PROMPT → Type out the complete listing below word for word, without its pictures.

DATA EXCERPTS →
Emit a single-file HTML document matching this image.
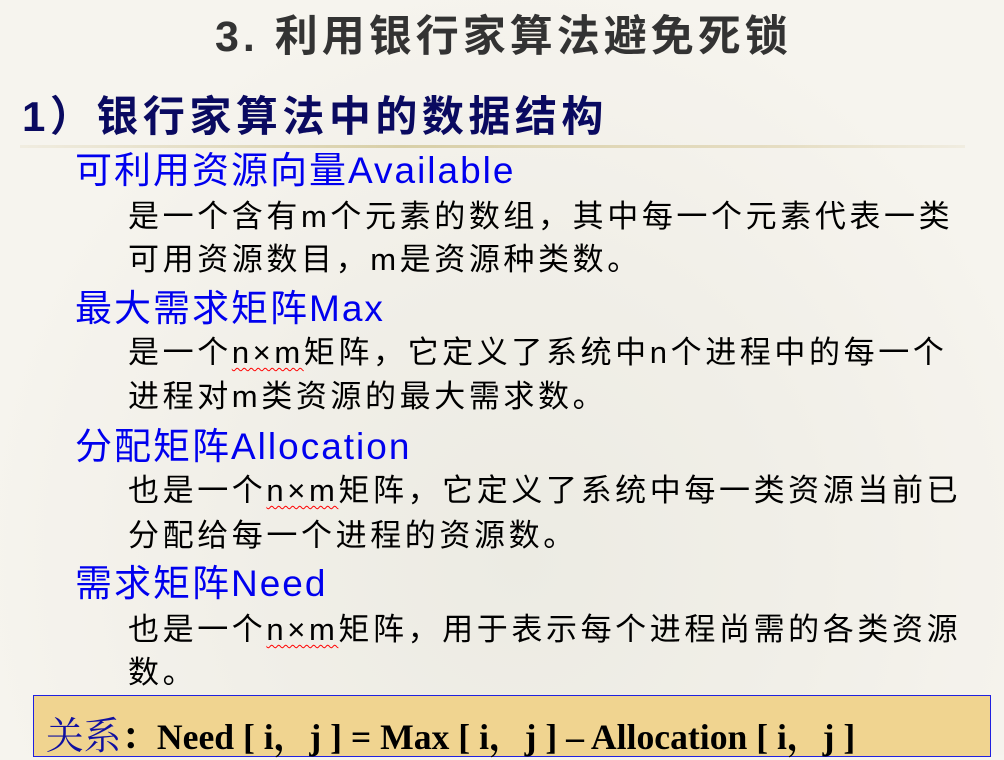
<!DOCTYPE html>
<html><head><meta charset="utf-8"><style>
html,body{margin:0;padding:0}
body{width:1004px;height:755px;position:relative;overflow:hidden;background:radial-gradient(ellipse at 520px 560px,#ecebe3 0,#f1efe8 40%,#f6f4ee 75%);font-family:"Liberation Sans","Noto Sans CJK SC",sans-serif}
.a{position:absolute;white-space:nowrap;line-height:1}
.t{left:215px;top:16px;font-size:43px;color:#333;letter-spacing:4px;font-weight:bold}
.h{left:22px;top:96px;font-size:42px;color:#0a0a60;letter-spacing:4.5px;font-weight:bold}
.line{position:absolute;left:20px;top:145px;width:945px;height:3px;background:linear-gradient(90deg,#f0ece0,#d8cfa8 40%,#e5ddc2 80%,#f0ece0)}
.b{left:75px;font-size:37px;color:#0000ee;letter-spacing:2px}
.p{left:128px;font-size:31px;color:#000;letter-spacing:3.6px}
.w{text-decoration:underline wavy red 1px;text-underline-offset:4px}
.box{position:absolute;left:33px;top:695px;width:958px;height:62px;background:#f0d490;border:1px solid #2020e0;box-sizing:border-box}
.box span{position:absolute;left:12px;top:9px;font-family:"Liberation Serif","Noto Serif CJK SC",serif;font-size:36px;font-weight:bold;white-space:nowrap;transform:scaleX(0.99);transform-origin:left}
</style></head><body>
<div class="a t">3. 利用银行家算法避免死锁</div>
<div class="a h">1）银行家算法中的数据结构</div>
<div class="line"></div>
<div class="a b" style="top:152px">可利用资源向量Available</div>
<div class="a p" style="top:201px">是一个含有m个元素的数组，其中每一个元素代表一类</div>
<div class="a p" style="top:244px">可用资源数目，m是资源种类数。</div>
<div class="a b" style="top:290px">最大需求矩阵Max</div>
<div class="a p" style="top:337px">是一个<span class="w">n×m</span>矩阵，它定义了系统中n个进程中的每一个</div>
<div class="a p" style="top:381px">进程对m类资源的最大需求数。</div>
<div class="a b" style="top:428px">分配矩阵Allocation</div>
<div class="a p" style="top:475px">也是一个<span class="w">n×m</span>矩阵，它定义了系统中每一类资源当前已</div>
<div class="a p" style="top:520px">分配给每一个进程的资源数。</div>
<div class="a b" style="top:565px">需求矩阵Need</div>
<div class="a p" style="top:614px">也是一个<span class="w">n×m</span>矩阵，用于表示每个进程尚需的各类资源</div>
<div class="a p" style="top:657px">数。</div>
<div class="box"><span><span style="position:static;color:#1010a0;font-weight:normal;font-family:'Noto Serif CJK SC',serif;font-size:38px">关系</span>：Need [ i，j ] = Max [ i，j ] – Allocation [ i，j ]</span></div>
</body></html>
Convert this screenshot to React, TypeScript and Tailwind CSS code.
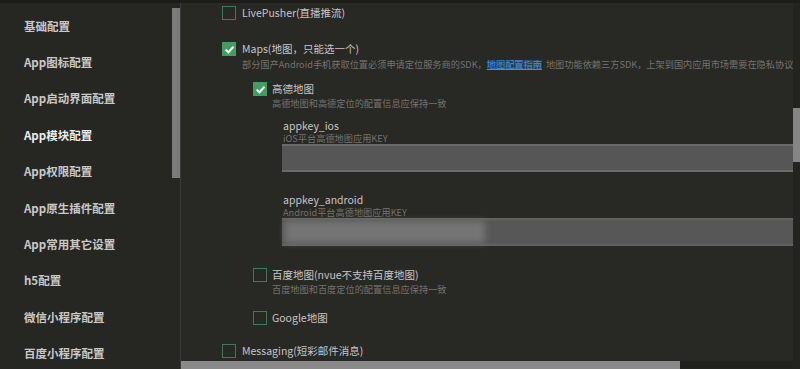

THE REPLY →
Emit a single-file HTML document matching this image.
<!DOCTYPE html>
<html><head><meta charset="utf-8"><style>
html,body{margin:0;padding:0}
body{width:1004px;height:755px;position:relative;overflow:hidden;background:radial-gradient(ellipse at 520px 560px,#ecebe3 0,#f1efe8 40%,#f6f4ee 75%);font-family:"Liberation Sans","Noto Sans CJK SC",sans-serif}
.a{position:absolute;white-space:nowrap;line-height:1}
.t{left:215px;top:16px;font-size:43px;color:#333;letter-spacing:4px;font-weight:bold}
.h{left:22px;top:96px;font-size:42px;color:#0a0a60;letter-spacing:4.5px;font-weight:bold}
.line{position:absolute;left:20px;top:145px;width:945px;height:3px;background:linear-gradient(90deg,#f0ece0,#d8cfa8 40%,#e5ddc2 80%,#f0ece0)}
.b{left:75px;font-size:37px;color:#0000ee;letter-spacing:2px}
.p{left:128px;font-size:31px;color:#000;letter-spacing:3.6px}
.w{text-decoration:underline wavy red 1px;text-underline-offset:4px}
.box{position:absolute;left:33px;top:695px;width:958px;height:62px;background:#f0d490;border:1px solid #2020e0;box-sizing:border-box}
.box span{position:absolute;left:12px;top:9px;font-family:"Liberation Serif","Noto Serif CJK SC",serif;font-size:36px;font-weight:bold;white-space:nowrap;transform:scaleX(0.99);transform-origin:left}
</style></head><body>
<div class="a t">3. 利用银行家算法避免死锁</div>
<div class="a h">1）银行家算法中的数据结构</div>
<div class="line"></div>
<div class="a b" style="top:152px">可利用资源向量Available</div>
<div class="a p" style="top:201px">是一个含有m个元素的数组，其中每一个元素代表一类</div>
<div class="a p" style="top:244px">可用资源数目，m是资源种类数。</div>
<div class="a b" style="top:290px">最大需求矩阵Max</div>
<div class="a p" style="top:337px">是一个<span class="w">n×m</span>矩阵，它定义了系统中n个进程中的每一个</div>
<div class="a p" style="top:381px">进程对m类资源的最大需求数。</div>
<div class="a b" style="top:428px">分配矩阵Allocation</div>
<div class="a p" style="top:475px">也是一个<span class="w">n×m</span>矩阵，它定义了系统中每一类资源当前已</div>
<div class="a p" style="top:520px">分配给每一个进程的资源数。</div>
<div class="a b" style="top:565px">需求矩阵Need</div>
<div class="a p" style="top:614px">也是一个<span class="w">n×m</span>矩阵，用于表示每个进程尚需的各类资源</div>
<div class="a p" style="top:657px">数。</div>
<div class="box"><span><span style="position:static;color:#1010a0;font-weight:normal;font-family:'Noto Serif CJK SC',serif;font-size:38px">关系</span>：Need [ i，j ] = Max [ i，j ] – Allocation [ i，j ]</span></div>
</body></html>
Convert this screenshot to React, TypeScript and Tailwind CSS code.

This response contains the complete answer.